In essence, mutations causing hemochromatosis seem to decrease the quantity of iron within macrophages. This is a beneficial adaptation if deadly bacteria require macrophage iron for survival. If hemochromatosis promotes such a strong resistance to such a virulent bacteria, it is extremely likely that it was selected for in Europe, which historically has experienced mass death as a result of pathogens (e.g. Black Death), poor sanitation, and nonexistent infection control procedures.

In an environment of deadly pathogens, selective pressures likely increased the prevalence of hemochromatosis. Its inherent ability to fight disease enabled short-term survival while deleterious side effects of hemochromotosis occurred after the age of reproduction [1]. Although it is unclear which pathogen spurred the high C282Y allelic frequencies among Europeans, it is extremely likely that the iron-depleted macrophages of hemochromatic individuals served an immunological advantage at some point in history.

Why would natural selection allow a trait to exist which, untreated, kills the individual by midlife? The answer is simple: to survive until midlife, and thus, to reproduce.


[1] Moalem, Sharon, Maire E Percy, Theo Kruck, and Richard R Gelbart. “Epidemic Pathogenic Selection: An Explanation for Hereditary Hemochromatosis?” Medical Hypotheses, 59, no. 3 (2002): 325-29.

[2] “Hemochromatosis.” National Institute of Diabetes and Digestive and Kidney Diseases. 2014. Accessed November 22, 2014. hemochromatosis/.

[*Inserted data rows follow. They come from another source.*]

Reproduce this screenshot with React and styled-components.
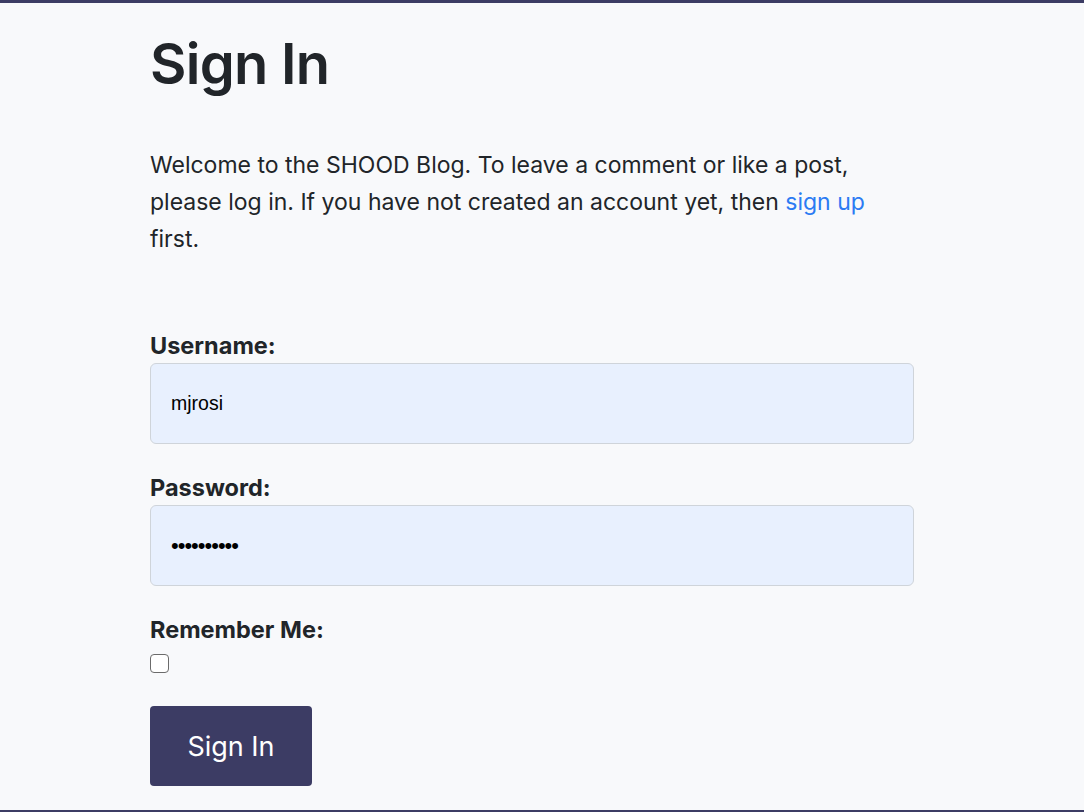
import React from "react";
import styled, { createGlobalStyle } from "styled-components";

const Global = createGlobalStyle`
  html, body { margin: 0; padding: 0; }
  body {
    background: #f8f9fb;
    font-family: Inter, "Noto Sans", sans-serif;
    color: #212529;
  }
`;

const Page = styled.div`
  min-height: 812px;
  box-sizing: border-box;
  border-top: 3px solid #3c3c64;
  display: flex;
  flex-direction: column;
`;

const Main = styled.main`
  flex: 1;
  padding: 0 0 24px 150px;
`;

const Content = styled.div`
  width: 764px;
`;

const Title = styled.h1`
  margin: 28px 0 0;
  font-size: 56px;
  font-weight: 600;
  line-height: 1.2;
  letter-spacing: -0.7px;
`;

const Intro = styled.p`
  margin: 49px 0 0;
  font-size: 23px;
  line-height: 37px;
  max-width: 745px;
`;

const Link = styled.a`
  color: #2b7bf3;
  text-decoration: none;
`;

const Form = styled.form`
  margin-top: 73px;
  display: flex;
  flex-direction: column;
`;

const Field = styled.div`
  display: flex;
  flex-direction: column;
  margin-bottom: ${(p) => p.$gap || 29}px;
`;

const Label = styled.label`
  font-size: 23.5px;
  font-weight: 700;
  line-height: 30px;
  margin-bottom: 2px;
`;

const Input = styled.input`
  box-sizing: border-box;
  width: 100%;
  height: 81px;
  padding: 0 20px;
  border: 1px solid #cfd4da;
  border-radius: 6px;
  background: #e8f0fe;
  font-family: "Liberation Sans", Arial, sans-serif;
  font-size: ${(p) => (p.type === "password" ? "22px" : "19.5px")};
  letter-spacing: ${(p) => (p.type === "password" ? "-1px" : "0")};
  color: #000;
  outline: none;
`;

const Check = styled.input`
  width: 19px;
  height: 19px;
  margin: 7px 0 0;
  appearance: none;
  border: 1.5px solid #6b6b6b;
  border-radius: 4px;
  background: #fff;
  box-sizing: border-box;
`;

const Button = styled.button`
  align-self: flex-start;
  width: 162px;
  height: 80px;
  border: none;
  border-radius: 4px;
  background: #3c3c64;
  color: #fff;
  font-family: Inter, sans-serif;
  font-size: 27px;
  font-weight: 400;
  cursor: pointer;
`;

const Footer = styled.footer`
  height: 2px;
  background: #3c3c64;
`;

export default function App() {
  return (
    <Page>
      <Global />
      <Main>
        <Content>
          <Title>Sign In</Title>
          <Intro>
            Welcome to the SHOOD Blog. To leave a comment or like a post, please log in. If
            you have not created an account yet, then <Link href="#">sign up</Link> first.
          </Intro>
          <Form onSubmit={(e) => e.preventDefault()}>
            <Field>
              <Label htmlFor="u">Username:</Label>
              <Input id="u" type="text" defaultValue="mjrosi" />
            </Field>
            <Field>
              <Label htmlFor="p">Password:</Label>
              <Input id="p" type="password" defaultValue="abcdefghij" />
            </Field>
            <Field $gap={33}>
              <Label htmlFor="r">Remember Me:</Label>
              <Check id="r" type="checkbox" />
            </Field>
            <Button type="submit">Sign In</Button>
          </Form>
        </Content>
      </Main>
      <Footer />
    </Page>
  );
}
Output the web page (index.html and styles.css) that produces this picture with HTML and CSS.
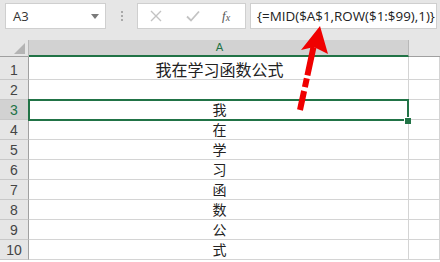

[3] Merryweather-Clarke, A., J. Pointon, K. Shearman, K. Robson. “Global Prevalence of Punitive Haemochromatosis Mutations.” Journal of Medical Genetics, 34, no. 4 (1997): 275-278.

[4] Weinberg, Eugene D. “Survival Advantage of the Hemochromatosis C282Y Mutation.” Perspectives in Biology and Medicine, 51, no. 1 (2008): 98-102.

[5] Beutler, E. “Iron Absorption in Carriers of the C282Y Hemochromatosis Mutation.” The American Journal of Clinical Nutrition, 80, no. 4 (2004): 799-800.

[6] Nairz, Manfred, Igor Theurl, Susanne Ludwiczek, Milan Theurl, Sabine M. Mair, Gernot Fritsche, and Günter Weiss. “The Co-ordinated Regulation of Iron Homeostasis in Murine Macrophages Limits the Availability of Iron for Intracellular.” Cellular Microbiology, 9, no. 9 (2007): 2126-140.

[7] Olakanmi, O., L. S. Schlesinger, and B. E. Britigan. “Hereditary Hemochromatosis Results in Decreased Iron Acquisition and Growth by Mycobacterium Tuberculosis within Human Macrophages.” Journal of Leukocyte Biology, 81, no. 1 (2006): 195-204.